I keep coming up with the answer 18 but apparently that is not right, and I am strugglying, so help would be much appreciated.

Homework Equations


W=IV
I=V/R

The Attempt at a Solution


VxV/R
12 X 12/8 =18...
current = 1.5A
Sketch the circuit. How many resistors does the current flow through? What's the total resistance that the current flows through? So what then the current?
 
flows through two resistors, total resistance = 16 ohms. Current = 12/16 =0.75A
 
chris858 said:
flows through two resistors, total resistance = 16 ohms.

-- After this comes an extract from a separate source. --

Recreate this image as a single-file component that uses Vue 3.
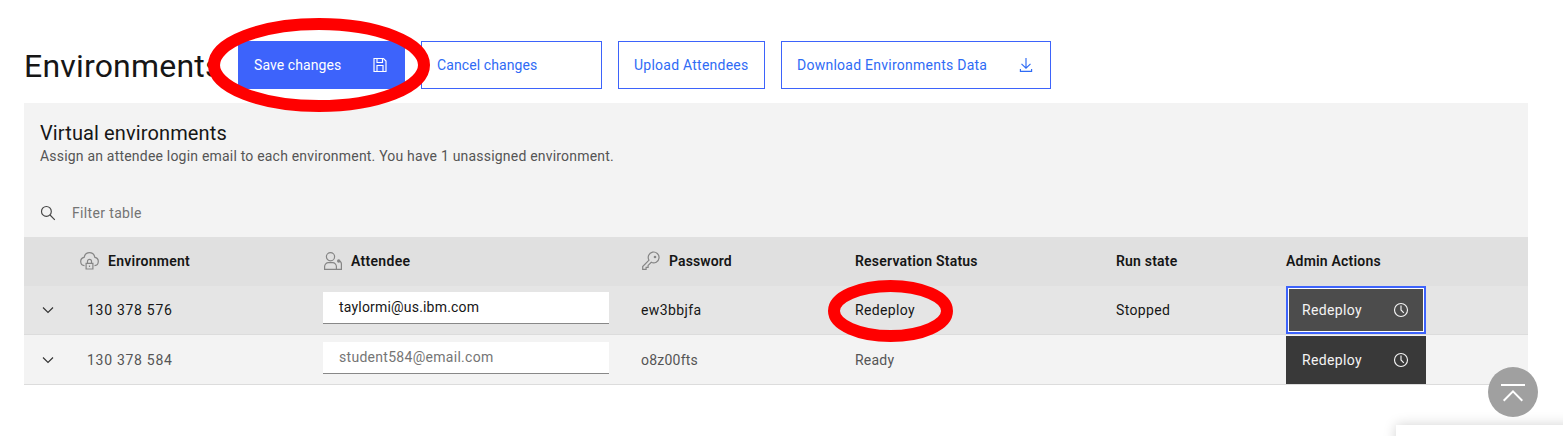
<script setup>
const rows = [
  { id: '130 378 576', email: 'taylormi@us.ibm.com', filled: true, password: 'ew3bbjfa', status: 'Redeploy', run: 'Stopped', selected: true },
  { id: '130 378 584', email: 'student584@email.com', filled: false, password: 'o8z00fts', status: 'Ready', run: '', selected: false },
]
</script>

<template>
  <div class="page">
    <header class="toolbar">
      <h1>Environments</h1>
      <div class="actions">
        <button class="btn primary">
          <span class="t-save">Save changes</span>
          <svg class="ic" width="16" height="16" viewBox="0 0 16 16"><path d="M2 1.5h9.5l2.500 2.500v10.500H2zM5 1.500v4h5.500v-4M5 14.500V8.500h6v6" /></svg>
        </button>
        <button class="btn cancel"><span class="t-cancel">Cancel changes</span></button>
        <button class="btn upload"><span class="t-upload">Upload Attendees</span></button>
        <button class="btn download">
          <span class="t-download">Download Environments Data</span>
          <svg class="ic" width="16" height="16" viewBox="0 0 16 16"><path d="M8 1v10M3.500 6.800L8 11.200l4.500-4.400M2.400 12v2.400h11.200V12" /></svg>
        </button>
      </div>
    </header>

    <main class="panel">
      <section class="intro">
        <h2>Virtual environments</h2>
        <p>Assign an attendee login email to each environment. You have 1 unassigned environment.</p>
      </section>
      <div class="filter">
        <svg class="ic" width="16" height="16" viewBox="0 0 16 16"><circle cx="6.400" cy="6.400" r="4.900" /><path d="M10 10l4.800 4.800" /></svg>
        <span>Filter table</span>
      </div>

      <div class="row head">
        <div></div>
        <div class="th">
          <svg class="ic" width="20" height="20" viewBox="0.500 0 20 20">
            <path d="M5 14.700A4.200 4.200 0 0 1 4.600 6.400C5.200 3.500 7.300 1.600 10 1.600S14.800 3.500 15.400 6.400A4.200 4.200 0 0 1 15 14.700" />
            <path d="M6.600 12.400h6.800v5.600H6.600zM8 12.400V10.300a2 2 0 0 1 4 0v2.100M10 14.600v1.400" />
          </svg>
          <span class="t-env">Environment</span>
        </div>
        <div class="th">
          <svg class="ic" width="20" height="20" viewBox="0 0 20 20">
            <circle cx="7.500" cy="5.700" r="4.100" />
            <path d="M1.600 18.300v-2.800a3.800 3.800 0 0 1 3.800-3.800h4.200a3.800 3.800 0 0 1 3.800 3.800v2.800zM13.400 18.300h5v-5.500a3.200 3.200 0 0 0-2.600-3" />
            <circle class="dot" cx="15.700" cy="10" r="1.700" />
          </svg>
          <span class="t-att">Attendee</span>
        </div>
        <div class="th">
          <svg class="ic" width="20" height="20" viewBox="0 0 20 20">
            <path d="M8 9.200L1.700 15.500v2.900h3.400v-2h2v-2l3.200-3.100a5.400 5.400 0 1 0-2.300-2.100z" />
            <circle class="dot" cx="14" cy="6" r="1.300" />
          </svg>
          <span class="t-pass">Password</span>
        </div>
        <div class="th t-res">Reservation Status</div>
        <div class="th t-run">Run state</div>
        <div class="th t-admin">Admin Actions</div>
      </div>

      <div v-for="row in rows" :key="row.id" class="row body" :class="{ selected: row.selected }">
        <div class="chev">
          <svg class="ic" width="16" height="16" viewBox="0 0 16 16"><path d="M3 5.500l5 5 5-5" /></svg>
        </div>
        <div class="id">{{ row.id }}</div>
        <div class="field" :class="{ filled: row.filled }">{{ row.email }}</div>
        <div class="pw">{{ row.password }}</div>
        <div class="status">{{ row.status }}</div>
        <div class="state">{{ row.run }}</div>
        <button class="redeploy">
          <span>Redeploy</span>
          <svg class="ic" width="16" height="16" viewBox="0 0 16 16"><circle cx="8" cy="8" r="6.500" /><path d="M8 3.500V8l2.800 2.900" /></svg>
        </button>
      </div>
    </main>

    <div class="drawer"></div>
    <button class="top" aria-label="Back to top">
      <svg width="50" height="50" viewBox="0 0 50 50"><path d="M13 18h24M15.700 33.700L25 24.400l9.300 9.300" /></svg>
    </button>
    <svg class="marks" width="1563" height="436" viewBox="0 0 1563 436">
      <ellipse cx="319" cy="65" rx="105" ry="41" />
      <ellipse cx="890.500" cy="311" rx="56.500" ry="25" />
    </svg>
  </div>
</template>

<style scoped>
.page {
  position: relative;
  box-sizing: border-box;
  width: 1563px;
  height: 436px;
  padding: 41px 35px 0 24px;
  overflow: hidden;
  background: #fff;
  color: #161616;
  font: 400 14px/18px Roboto, "Liberation Sans", sans-serif;
  letter-spacing: 0.2px;
}
h1, h2, p { margin: 0; font-weight: 400; }
button {
  box-sizing: border-box;
  margin: 0;
  border: 0;
  border-radius: 0;
  font: inherit;
  text-align: left;
  white-space: nowrap;
}
.ic { display: block; flex: none; fill: none; stroke: currentColor; stroke-width: 1.150; }
.dot { fill: currentColor; stroke: none; }

.toolbar { display: flex; height: 62px; }
h1 { width: 214px; font-size: 32px; line-height: 50px; letter-spacing: 0.200px; white-space: nowrap; }
.actions { display: flex; gap: 16px; }
.btn {
  display: flex;
  align-items: center;
  justify-content: space-between;
  height: 48px;
  padding: 0 16px 0 15px;
  border: 1px solid #3d63fb;
  background: #fff;
  color: #2f6bf5;
}
.primary { width: 167px; background: #3d63fb; color: #fff; }
.cancel { width: 181px; }
.upload { width: 147px; }
.download { width: 270px; }
.t-save { letter-spacing: 0.080px; }
.t-cancel { letter-spacing: 0.100px; }
.t-upload { letter-spacing: 0.240px; }
.t-download { letter-spacing: 0.250px; }

.intro { box-sizing: border-box; height: 86px; padding: 17px 16px 0; background: #f3f3f3; }
h2 { font-size: 20px; line-height: 26px; letter-spacing: 0.120px; }
p { margin-top: 1px; color: #555; letter-spacing: 0.200px; }
.filter {
  display: flex;
  align-items: center;
  gap: 16px;
  height: 48px;
  padding-left: 16px;
  background: #f3f3f3;
  color: #444;
}
.filter span { color: #747474; letter-spacing: 0.350px; }

.row {
  display: grid;
  grid-template-columns: 56px 243px 318px 214px 261px 170px 1fr;
  align-items: center;
}
.head { height: 49px; padding-bottom: 1px; box-sizing: border-box; background: #e0e0e0; }
.th { display: flex; align-items: center; gap: 8px; font-weight: 600; }
.th .ic { color: #858585; stroke-width: 1.200; }
.t-env { letter-spacing: 0.260px; }
.t-att { letter-spacing: 0.300px; }
.t-pass { letter-spacing: 0.120px; }
.t-res { letter-spacing: 0.220px; }
.t-run { letter-spacing: 0.200px; }
.t-admin { letter-spacing: 0.200px; }

.body { box-sizing: border-box; height: 50px; border-bottom: 1px solid #dcdcdc; background: #f3f3f3; color: #555; }
.body.selected { height: 49px; background: #e5e5e5; color: #161616; }
.chev { padding-left: 16px; color: #333; }
.id { padding-left: 7px; letter-spacing: 0.710px; }
.field {
  box-sizing: border-box;
  width: 286px;
  height: 32px;
  margin-bottom: 4px;
  padding: 6px 16px;
  border-bottom: 1px solid #888;
  background: #fff;
  color: #757575;
  letter-spacing: 0.290px;
}
.filled { color: #161616; letter-spacing: 0.190px; }
.pw { letter-spacing: 0.220px; }
.selected .pw { letter-spacing: 0.390px; }
.status { letter-spacing: 0.230px; }
.selected .status { letter-spacing: 0.350px; }
.state { letter-spacing: 0.350px; }
.redeploy {
  display: flex;
  align-items: center;
  justify-content: space-between;
  align-self: end;
  width: 140px;
  height: 48px;
  padding: 0 17px 0 16px;
  background: #393939;
  color: #f4f4f4;
  letter-spacing: 0.350px;
}
.selected .redeploy {
  padding: 0 15px 0 14px;
  border: 2px solid #3d63fb;
  background: #4c4c4c;
  box-shadow: inset 0 0 0 1px #fff;
}

.drawer {
  position: absolute;
  left: 1396px;
  top: 425px;
  width: 200px;
  height: 60px;
  background: #fff;
  box-shadow: 0 0 12px rgba(0, 0, 0, 0.180);
}
.top {
  position: absolute;
  left: 1488px;
  top: 367px;
  width: 50px;
  height: 50px;
  padding: 0;
  border-radius: 50%;
  background: #a0a0a0;
}
.top svg { display: block; fill: none; stroke: #fff; stroke-width: 2; }
.marks { position: absolute; left: 0; top: 0; fill: none; stroke: #f00; stroke-width: 12; pointer-events: none; }
</style>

Current = 12/16 =0.75A
What about the battery's internal resistance?
 
16+8=24 so 12/24=0.5A
 
chris858 said:
16+8=24 so 12/24=0.5A
Right. So now what will you do now that you know the current through each resistor?
 
pwer= voltage times voltage over current. p=VxV/R so 12x 12/0.5=2
 
chris858 said:
pwer= voltage times voltage over current. p=VxV/R so 12x 12/0.5=2
R is not current in the formula P = V2/R, it represents resistance.

There are other formulas for power. What are they?

Oh, and be sure to include units with all results.
 
power = work/time
P=IV
P=V²/R
P=RI²
 
  • #10
power is measured in watts
current in amps
resistance in ohms
voltage in volts
 
  • #11
Okay, so what is the power dissipated by one of the resistors?
 
  • #12
I get it now, so basically the equation i was using gave the total power watts, which is actually 6 not 2, and so there are 3 resistors, including the internal resistance, so therefore you have to divide 6 by 3 which gives 2.0Watts per resistor.
Thankyou very much!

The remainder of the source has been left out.